The scene at Waterman's Hall lights the spark of William's rage against the unjust social system and informs his actions in New South Wales - in particular, his obsession with Thornhill's Point. William knows that he is on the bottom rung of the hierarchy of men, and he rails against the system that placed him there. The hot pain in the seat of his pants as he is forced to stand too close to the fire symbolizes the emotional pain and humiliation he experiences on behalf of Mr. Middleton.

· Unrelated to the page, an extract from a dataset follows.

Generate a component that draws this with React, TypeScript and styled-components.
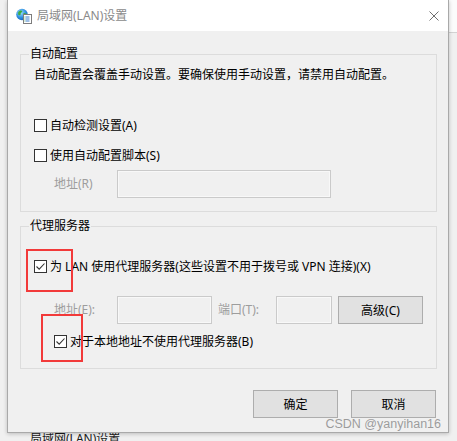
import styled, { createGlobalStyle } from 'styled-components';

const uiFont = `"Segoe UI", "Noto Sans", "Noto Sans CJK SC", sans-serif`;

const GlobalStyle = createGlobalStyle`
  html, body {
    margin: 0;
    padding: 0;
    background: #f0f0f0;
  }
  body {
    font-family: ${uiFont};
    font-size: 12px;
    color: #000;
  }
  * {
    box-sizing: border-box;
  }
`;

const Desktop = styled.div`
  position: relative;
  width: 457px;
  height: 441px;
  overflow: hidden;
  background: #f0f0f0;
  display: flex;
  flex-direction: column;
`;

const BackHeader = styled.div`
  margin-left: 449px;
  height: 33px;
  background: #fbfbfb;
  border-bottom: 1px solid #d2d2d2;
`;

const BackTitle = styled.div`
  margin-top: auto;
  margin-bottom: -6px;
  padding-left: 30px;
  height: 16px;
  line-height: 16px;
  color: #1a1a1a;
`;

const Dialog = styled.div`
  position: absolute;
  left: 7px;
  top: 0;
  width: 442px;
  height: 433px;
  background: #f0f0f0;
  border: 1px solid #a9a9a9;
  border-top: none;
  box-shadow: 0 1px 4px rgba(0, 0, 0, 0.22);
  display: flex;
  flex-direction: column;
`;

const TitleBar = styled.div`
  height: 31px;
  background: #ffffff;
  display: flex;
  align-items: center;
  padding: 0 9px 0 8px;
`;

const TitleText = styled.span`
  margin-left: 5px;
  color: #8a8a8a;
  line-height: 16px;
  flex: 1;
`;

const Body = styled.div`
  padding: 23px 11px 0 12px;
  display: flex;
  flex-direction: column;
`;

const Group = styled.div<{ $pad: string; $mt?: number }>`
  position: relative;
  border: 1px solid #dcdcdc;
  padding: ${(p) => p.$pad};
  margin-top: ${(p) => p.$mt ?? 0}px;
  display: flex;
  flex-direction: column;
`;

const GroupTitle = styled.span`
  position: absolute;
  top: -9px;
  left: 8px;
  padding: 0 1px;
  line-height: 16px;
  background: #f0f0f0;
`;

const Desc = styled.div`
  line-height: 20px;
  height: 20px;
  white-space: nowrap;
`;

const CheckRow = styled.label<{ $mt?: number; $indent?: number }>`
  display: flex;
  align-items: center;
  height: 20px;
  margin-top: ${(p) => p.$mt ?? 0}px;
  padding-left: ${(p) => p.$indent ?? 0}px;
  white-space: nowrap;
`;

const Box = styled.span`
  width: 13px;
  height: 13px;
  border: 1px solid #333333;
  background: #ffffff;
  display: inline-flex;
  align-items: center;
  justify-content: center;
  margin-right: 3px;
  flex-shrink: 0;
`;

const FieldRow = styled.div<{ $mt?: number }>`
  display: flex;
  align-items: center;
  height: 28px;
  margin-top: ${(p) => p.$mt ?? 0}px;
  padding-left: 20px;
`;

const FieldLabel = styled.span<{ $w: number; $ml?: number }>`
  width: ${(p) => p.$w}px;
  margin-left: ${(p) => p.$ml ?? 0}px;
  color: #9d9d9d;
  line-height: 28px;
  white-space: nowrap;
`;

const Field = styled.input<{ $w: number }>`
  width: ${(p) => p.$w}px;
  height: 28px;
  border: 1px solid #cacaca;
  background: #f0f0f0;
  box-shadow: inset 0 0 0 1px #f8f8f8;
  padding: 0;
  margin: 0;
  outline: none;
`;

const Button = styled.button<{ $w: number; $ml?: number }>`
  width: ${(p) => p.$w}px;
  height: 28px;
  margin-left: ${(p) => p.$ml ?? 0}px;
  background: #e1e1e1;
  border: 1px solid #adadad;
  font-family: ${uiFont};
  font-size: 12px;
  color: #000;
  padding: 0;
`;

const Footer = styled.div`
  margin-top: 21px;
  padding-right: 1px;
  display: flex;
  justify-content: flex-end;
  gap: 13px;
`;

const Highlight = styled.div<{ $l: number; $t: number; $w: number; $h: number }>`
  position: absolute;
  left: ${(p) => p.$l}px;
  top: ${(p) => p.$t}px;
  width: ${(p) => p.$w}px;
  height: ${(p) => p.$h}px;
  border: 2px solid #f23a3a;
  pointer-events: none;
`;

const Watermark = styled.div`
  position: absolute;
  right: 16px;
  top: 417px;
  font-family: "Liberation Sans", Arial, sans-serif;
  font-size: 12.5px;
  line-height: 14px;
  color: rgba(140, 140, 140, 0.85);
`;

const AppIcon = () => (
  <svg width="16" height="16" viewBox="0 0 16 16">
    <defs>
      <radialGradient id="globe" cx="0.4" cy="0.35" r="0.7">
        <stop offset="0" stopColor="#9fe0ff" />
        <stop offset="0.6" stopColor="#2e8fe0" />
        <stop offset="1" stopColor="#155fb5" />
      </radialGradient>
    </defs>
    <circle cx="6" cy="6.5" r="5.8" fill="url(#globe)" />
    <path d="M2.2 4.2 C3.5 2.4 5.5 2 6.4 3.2 C6 4.6 4.4 4.6 4.6 6.2 C4.8 7.6 3 7.6 2.1 6.6 Z" fill="#3fae3f" />
    <path d="M7.4 5.2 C8.8 4.8 10.8 5.6 11.2 7 C10.6 8.6 9 8.2 8.2 9.4 C7.4 8.4 8.2 7 7.4 5.2 Z" fill="#3fae3f" />
    <rect x="7.5" y="6.5" width="8" height="9" fill="#ffffff" stroke="#7d7d7d" strokeWidth="1" />
    <path d="M9.5 9h4M9.5 11h4M9.5 13h4" stroke="#3a7fcf" strokeWidth="1" />
    <path d="M8.6 9h0.6M8.6 11h0.6M8.6 13h0.6" stroke="#3fae3f" strokeWidth="1" />
  </svg>
);

const CloseIcon = () => (
  <svg width="10" height="10" viewBox="0 0 10 10">
    <path d="M0.5 0.5L9.5 9.5M9.5 0.5L0.5 9.5" stroke="#707070" strokeWidth="1" />
  </svg>
);

const Check = ({ checked, label, mt, indent }: { checked?: boolean; label: string; mt?: number; indent?: number }) => (
  <CheckRow $mt={mt} $indent={indent}>
    <Box>
      {checked && (
        <svg width="11" height="11" viewBox="0 0 11 11">
          <path d="M1.5 5.5L4.2 8.2L9.5 2.5" fill="none" stroke="#333333" strokeWidth="1.1" />
        </svg>
      )}
    </Box>
    {label}
  </CheckRow>
);

export default function App() {
  return (
    <>
      <GlobalStyle />
      <Desktop>
        <BackHeader />
        <BackTitle>局域网(LAN)设置</BackTitle>
        <Dialog>
          <TitleBar>
            <AppIcon />
            <TitleText>局域网(LAN)设置</TitleText>
            <CloseIcon />
          </TitleBar>
          <Body>
            <Group $pad="10px 0 13px 13px">
              <GroupTitle>自动配置</GroupTitle>
              <Desc>自动配置会覆盖手动设置。要确保使用手动设置，请禁用自动配置。</Desc>
              <Check label="自动检测设置(A)" mt={30} />
              <Check label="使用自动配置脚本(S)" mt={10} />
              <FieldRow $mt={5}>
                <FieldLabel $w={63}>地址(R)</FieldLabel>
                <Field $w={214} disabled />
              </FieldRow>
            </Group>
            <Group $pad="29px 0 17px 13px" $mt={14}>
              <GroupTitle>代理服务器</GroupTitle>
              <Check checked label="为 LAN 使用代理服务器(这些设置不用于拨号或 VPN 连接)(X)" />
              <FieldRow $mt={20}>
                <FieldLabel $w={63}>地址(E):</FieldLabel>
                <Field $w={95} disabled />
                <FieldLabel $w={58} $ml={6}>端口(T):</FieldLabel>
                <Field $w={56} disabled />
                <Button $w={85} $ml={6}>高级(C)</Button>
              </FieldRow>
              <Check checked label="对于本地地址不使用代理服务器(B)" mt={7} indent={20} />
              <Highlight $l={5} $t={22} $w={47} $h={43} />
              <Highlight $l={20} $t={87} $w={42} $h={48} />
            </Group>
            <Footer>
              <Button $w={85}>确定</Button>
              <Button $w={85}>取消</Button>
            </Footer>
          </Body>
        </Dialog>
        <Watermark>CSDN @yanyihan16</Watermark>
      </Desktop>
    </>
  );
}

The loss of the boats and the house on Swan Lane leaves deep scars on William's psyche. The house on Swan Lane symbolizes William's dream of stability and security. His greatest desire is to provide his family with a decent place to live and enough food to keep the hunger at bay. He does not expect any handouts, and he is willing to work hard, rowing up and down the Thames in all weather. When he realizes the precarious hold on security that even Mr. Middleton possessed, William acutely feels the trap he was born into. Only Sal's love keeps him from giving up. The memory of the loss of the house on Swan Lane haunts William in New South Wales. He is determined to own a piece of land that no one can take away from him. It is this need for security that drives William to participate in the bloody attack on the Aborigines at the end of the novel.

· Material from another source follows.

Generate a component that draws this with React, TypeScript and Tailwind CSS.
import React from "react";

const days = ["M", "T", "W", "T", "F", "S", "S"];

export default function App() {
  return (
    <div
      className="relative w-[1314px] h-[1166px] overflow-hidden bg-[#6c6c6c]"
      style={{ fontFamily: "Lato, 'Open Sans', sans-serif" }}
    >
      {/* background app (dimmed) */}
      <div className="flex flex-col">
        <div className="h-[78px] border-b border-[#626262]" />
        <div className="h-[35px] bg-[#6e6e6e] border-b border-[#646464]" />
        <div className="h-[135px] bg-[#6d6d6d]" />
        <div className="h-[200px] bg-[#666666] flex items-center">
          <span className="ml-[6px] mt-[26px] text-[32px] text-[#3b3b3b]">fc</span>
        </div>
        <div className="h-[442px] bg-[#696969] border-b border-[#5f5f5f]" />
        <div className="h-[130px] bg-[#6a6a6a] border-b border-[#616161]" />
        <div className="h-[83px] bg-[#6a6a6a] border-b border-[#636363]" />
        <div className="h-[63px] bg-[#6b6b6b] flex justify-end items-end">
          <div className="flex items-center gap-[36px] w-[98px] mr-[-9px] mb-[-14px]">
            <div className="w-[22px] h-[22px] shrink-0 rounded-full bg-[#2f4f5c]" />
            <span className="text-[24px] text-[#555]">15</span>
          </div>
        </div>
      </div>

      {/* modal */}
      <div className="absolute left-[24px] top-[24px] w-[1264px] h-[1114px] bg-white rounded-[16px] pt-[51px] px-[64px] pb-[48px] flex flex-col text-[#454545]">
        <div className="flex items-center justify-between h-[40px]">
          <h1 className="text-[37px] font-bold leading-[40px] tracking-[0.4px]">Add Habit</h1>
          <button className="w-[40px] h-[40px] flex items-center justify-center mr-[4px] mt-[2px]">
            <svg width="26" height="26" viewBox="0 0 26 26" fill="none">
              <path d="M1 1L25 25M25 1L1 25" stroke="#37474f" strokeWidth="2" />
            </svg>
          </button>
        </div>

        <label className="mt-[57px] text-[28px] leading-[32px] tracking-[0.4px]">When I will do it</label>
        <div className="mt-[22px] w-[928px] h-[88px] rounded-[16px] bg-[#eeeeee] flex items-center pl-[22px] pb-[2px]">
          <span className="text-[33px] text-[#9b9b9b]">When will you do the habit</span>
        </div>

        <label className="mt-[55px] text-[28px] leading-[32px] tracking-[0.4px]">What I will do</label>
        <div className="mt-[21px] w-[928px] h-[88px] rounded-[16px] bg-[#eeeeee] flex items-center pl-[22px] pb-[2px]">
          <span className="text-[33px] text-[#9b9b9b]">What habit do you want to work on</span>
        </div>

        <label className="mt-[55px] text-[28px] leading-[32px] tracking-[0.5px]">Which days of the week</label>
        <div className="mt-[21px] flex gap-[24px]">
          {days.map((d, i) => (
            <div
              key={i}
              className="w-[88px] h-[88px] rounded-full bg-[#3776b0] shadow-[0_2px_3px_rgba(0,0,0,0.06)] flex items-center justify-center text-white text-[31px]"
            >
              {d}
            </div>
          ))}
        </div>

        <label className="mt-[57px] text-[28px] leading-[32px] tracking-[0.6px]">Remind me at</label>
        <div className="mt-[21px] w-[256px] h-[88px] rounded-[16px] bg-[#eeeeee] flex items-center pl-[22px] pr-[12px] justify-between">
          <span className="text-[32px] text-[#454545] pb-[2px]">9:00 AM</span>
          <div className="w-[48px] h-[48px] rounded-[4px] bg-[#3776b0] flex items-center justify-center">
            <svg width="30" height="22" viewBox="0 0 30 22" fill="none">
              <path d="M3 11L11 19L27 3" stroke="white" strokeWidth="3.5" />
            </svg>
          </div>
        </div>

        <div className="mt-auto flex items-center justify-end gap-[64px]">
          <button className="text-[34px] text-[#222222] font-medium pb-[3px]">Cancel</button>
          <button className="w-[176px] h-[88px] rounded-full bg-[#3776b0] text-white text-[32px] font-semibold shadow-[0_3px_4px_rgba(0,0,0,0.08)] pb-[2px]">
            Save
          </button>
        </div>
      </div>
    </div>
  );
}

Through Sal's good humor in the face of increasing misfortune, Grenville demonstrates the importance of a stable childhood home in an individual's development. While the reader would initially expect Sal to take the loss of her home and her family's money the hardest, it is William who reels under the blow. Sal takes their ever more miserable living conditions in stride, and she is the one who continues to fight after William is sentenced to death. Sal is able to adjust to her changing circumstances because her stable childhood gave her a solid sense of her place in the world. Unlike William, she does not worry that the rug will be pulled out from under her at any moment. She also does not hate or fear authority because her family was once in a position of relative importance.